§ What the exercise asks:
Beginning with the first line, set down every line through the one containing "h-[62px] items-center justify-center", exactly as it appears, but not the pictures.

§ Given information:
------------
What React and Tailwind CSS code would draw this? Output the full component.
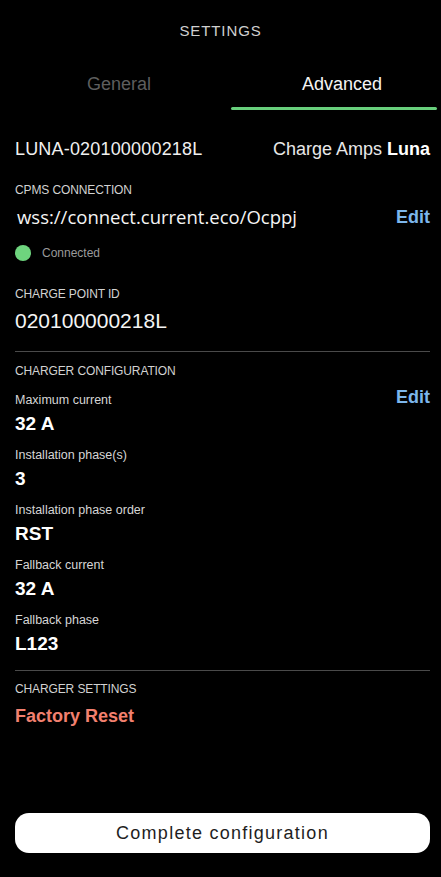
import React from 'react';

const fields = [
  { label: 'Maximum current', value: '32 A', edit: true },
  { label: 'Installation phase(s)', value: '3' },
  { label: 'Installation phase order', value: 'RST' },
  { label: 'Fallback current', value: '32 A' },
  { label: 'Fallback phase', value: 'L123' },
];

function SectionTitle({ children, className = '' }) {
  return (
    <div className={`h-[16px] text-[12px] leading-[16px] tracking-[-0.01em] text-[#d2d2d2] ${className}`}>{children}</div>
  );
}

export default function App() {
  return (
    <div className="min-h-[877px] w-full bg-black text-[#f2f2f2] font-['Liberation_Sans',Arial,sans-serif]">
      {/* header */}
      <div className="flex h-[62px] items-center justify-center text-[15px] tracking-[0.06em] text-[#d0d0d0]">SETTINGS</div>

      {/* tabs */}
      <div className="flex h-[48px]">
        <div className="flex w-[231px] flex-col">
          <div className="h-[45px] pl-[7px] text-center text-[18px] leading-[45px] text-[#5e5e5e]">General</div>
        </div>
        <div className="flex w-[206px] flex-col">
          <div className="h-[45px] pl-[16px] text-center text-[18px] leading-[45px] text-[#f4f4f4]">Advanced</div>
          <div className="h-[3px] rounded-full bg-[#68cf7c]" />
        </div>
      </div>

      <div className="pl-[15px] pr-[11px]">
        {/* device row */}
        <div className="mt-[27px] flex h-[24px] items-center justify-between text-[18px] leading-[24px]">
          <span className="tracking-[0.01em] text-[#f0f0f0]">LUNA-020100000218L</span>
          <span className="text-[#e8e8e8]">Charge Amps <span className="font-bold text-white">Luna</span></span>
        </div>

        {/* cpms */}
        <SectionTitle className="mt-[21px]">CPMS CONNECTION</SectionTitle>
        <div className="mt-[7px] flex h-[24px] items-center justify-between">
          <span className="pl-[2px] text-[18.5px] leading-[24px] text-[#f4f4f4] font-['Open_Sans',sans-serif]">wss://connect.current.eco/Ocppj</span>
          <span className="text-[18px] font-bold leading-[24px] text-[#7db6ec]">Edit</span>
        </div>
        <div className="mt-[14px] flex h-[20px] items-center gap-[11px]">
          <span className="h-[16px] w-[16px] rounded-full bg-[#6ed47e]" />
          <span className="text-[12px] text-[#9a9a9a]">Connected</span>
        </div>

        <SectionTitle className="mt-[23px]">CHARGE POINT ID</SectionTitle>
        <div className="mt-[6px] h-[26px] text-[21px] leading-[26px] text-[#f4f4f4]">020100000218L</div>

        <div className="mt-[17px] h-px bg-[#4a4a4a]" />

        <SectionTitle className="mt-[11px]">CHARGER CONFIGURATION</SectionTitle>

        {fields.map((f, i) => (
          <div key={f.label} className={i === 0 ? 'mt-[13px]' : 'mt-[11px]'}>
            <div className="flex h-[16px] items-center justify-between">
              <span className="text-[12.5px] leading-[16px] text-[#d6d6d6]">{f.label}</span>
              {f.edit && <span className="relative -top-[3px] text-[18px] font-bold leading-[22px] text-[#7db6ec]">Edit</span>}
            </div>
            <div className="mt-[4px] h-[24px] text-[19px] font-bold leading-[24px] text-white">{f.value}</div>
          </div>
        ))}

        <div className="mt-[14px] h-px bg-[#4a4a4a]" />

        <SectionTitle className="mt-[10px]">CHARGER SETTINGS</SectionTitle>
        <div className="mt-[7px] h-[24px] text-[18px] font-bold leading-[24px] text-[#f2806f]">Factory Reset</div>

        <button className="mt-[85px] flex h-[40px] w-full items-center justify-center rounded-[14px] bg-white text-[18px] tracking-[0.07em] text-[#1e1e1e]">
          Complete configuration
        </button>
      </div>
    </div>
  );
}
------------
§ Correct response:
What React and Tailwind CSS code would draw this? Output the full component.
import React from 'react';

const fields = [
  { label: 'Maximum current', value: '32 A', edit: true },
  { label: 'Installation phase(s)', value: '3' },
  { label: 'Installation phase order', value: 'RST' },
  { label: 'Fallback current', value: '32 A' },
  { label: 'Fallback phase', value: 'L123' },
];

function SectionTitle({ children, className = '' }) {
  return (
    <div className={`h-[16px] text-[12px] leading-[16px] tracking-[-0.01em] text-[#d2d2d2] ${className}`}>{children}</div>
  );
}

export default function App() {
  return (
    <div className="min-h-[877px] w-full bg-black text-[#f2f2f2] font-['Liberation_Sans',Arial,sans-serif]">
      {/* header */}
      <div className="flex h-[62px] items-center justify-center text-[15px] tracking-[0.06em] text-[#d0d0d0]">SETTINGS</div>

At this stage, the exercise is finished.